17.1 I further find that the facts before the Hon’ble Supreme Court in the ruling of Canon India Pvt. Ltd., (supra) are very different, inasmuch as there was no case of fraud and the original Bill of Entry was assessed on first check basis. Wherein in the present case there is admitted case of collusion and forgery plus concoction of documents, including presenting and filing of false and incorrect documents (invoice), to evade Customs duty by the importer and the appellant company. Further, the present proceedings are for imposition of penalty and not for demand of duty under Section 28(4). The show cause notice on this appellant is not under Section 28(4) of the Customs Act. Fraud vitiates everything. Accordingly, I uphold the impugned orders and dismiss the appeals.” 22. We find no infirmity with the aforesaid decision.

23. The contention that no penalty can be levied against the appellant since other co-noticees have settled the liability before the  ettlement Commission is insubstantial. The show cause notices were issued to several persons. The fact that other co-noticees had approached the Settlement Commission and had settled their liability cannot absolve the appellant of its liability under the Customs Act. The appellant had full opportunity to approach the Settlement Commission but it chose to contest the proceedings before the Adjudicating Authority. The learned counsel for the appellant has been unable to point out any provision in the Customs Act, which would automatically extend the benefit of an order passed by the Settlement Commission in respect of a party, to other noticees as well.

24. Reliance placed by the appellant on the decision of the Supreme Court in Union of India v. Onkar S. Kanwar (supra) is misconceived. The said decision was rendered in the context of Kar Vivad Samadha Scheme, 1998 for settlement of disputes. The Government of India had also passed Kar Vivad Samadhan Scheme (Removal of Difficulties) Order, 1998 on 08.12.1998 clarifying that in certain cases “the settlement in favour of the declarant under sub-section (1) of Section 90 shall be deemed to be full and final in respect of such other person also on whom a show-cause notice was issued on the same matter covered under the declaration.”

25. As stated above, there is no provision in the Customs Act, which extends the immunity available to a party that has successfully settled the case before the Settlement Commission, to other persons. Thus,  he decision in Union of India v. Onkar S. Kanwar (supra) has no application in the facts of the present case.

26. In A.M. Ahamed & Co. v. Commissioner of Customs (supra), the Madras High Court had referred to the decision of the Supreme Court in Union of India v. Onkar S. Kanwar (supra) and observed that the effect of the settlement mechanism, as provided under the Kar Vivad Samadhan Scheme, 1998, would be applicable where orders are passed by the Settlement Commission under Section 127C(5) of the Customs Act. In that case, the importer had approached the Settlement Commission and made a true and fair disclosure relating to the import of goods. Accordingly, the importer was granted immunity from prosecution and fine/penalty. The Madras High Court held that in the circumstances, it would be unfair to continue the proceedings against the Cujstom House Agent (CHA) in relation to the very same transaction. We are unable to agree with the said view.
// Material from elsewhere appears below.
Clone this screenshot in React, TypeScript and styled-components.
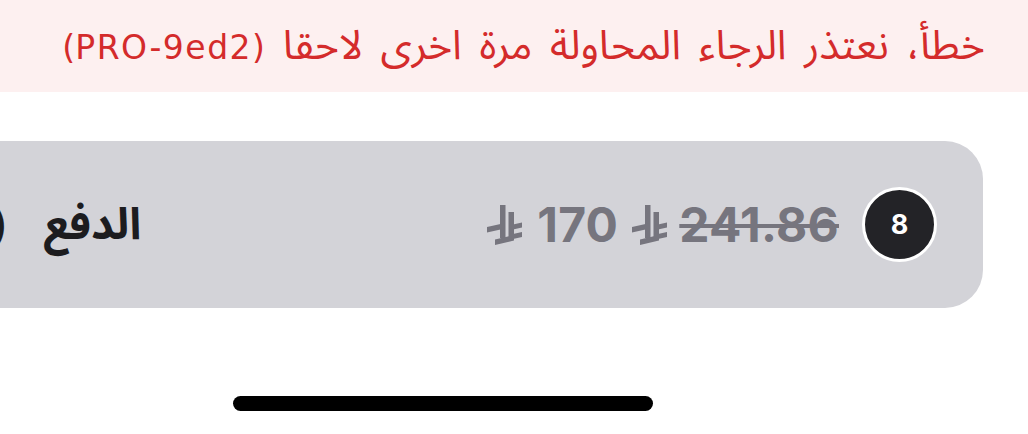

The decision in the case of Union of India v. Onkar S. Kanwar (supra) was founded on Kar Vivad Samadhan Scheme (Removal of Difficulties) Order, 1998. The said decision does not support the view that in cases where the importer approaches the Settlement Commission under Section 127B of the Customs Act and makes a true disclosure, all other persons who are complicit in evasion of tax duty would automatically acquire immunity from penalty or prosecution. It is relevant to note that in Union of India v. Onkar S. Kanwar (supra), the Supreme Court had rejected the contention that once the company entered into a settlement under the said Scheme, the Directors and Officers would also be covered under the immunity granted to the company. The relevant extract of the said decision is set out below:

“12. We are unable to accept this submission. Under the Kar Vivad Samadhan Scheme there is no adjudication on the subject matter of the demand notice or show cause notice. There is a settlement of the “tax arrears”. Even though the same show cause notice may call upon the Company and its Directors/Officers to show cause, there is a separate demand for “tax arrears”against the Company and a separate demand for “tax arrears”against the Directors/Officers. Thus each entity/person would have to file a declaration separately. The settlement is in respect of each declaration. Section 91 only gives immunity in respect of matters covered in the declaration. The matter covered in the declaration by the Company is the “tax arrears”of the Company. The declaration by the Company admittedly does not cover the tax arrears of the Directors/Officers. Thus they get no immunity under Section 91 on a settlement by the Company.”

27. n the present case, although the show cause notices were issued to various noticees, the proposal to impose penalties/liability were separate and severable. Discharge of liability of one of the noticees either by making payment without a contest, or by settlement before the Settlement Commission would not absolve the other noticees from their liability.

28. The contention that the officers of DRI had no jurisdiction toissue show cause notices to the appellant, is also unmerited. It is  material to note that penalty has been imposed on the appellant under Section 112(a) of the Customs Act. The question as to levy of penalties is required to be adjudicated under Section 122 of the Customs Act. In the present case, the order was adjudicated by the Joint Commissioner of Customs and there is no dispute that he had the jurisdiction to Customs Act.

29. The question as to whether the officers of DRI are proper officers for issuance of notice under Section 28 of the Customs Act does not arise in the present case. The learned Tribunal has rightly rejected the said contention on the ground that the show cause notice issued to the appellant was not under Section 28(4) of the Customs Act.

30. We are unable to accept that the present appeals raise any substantial question of law.

31. The appeals are accordingly dismissed.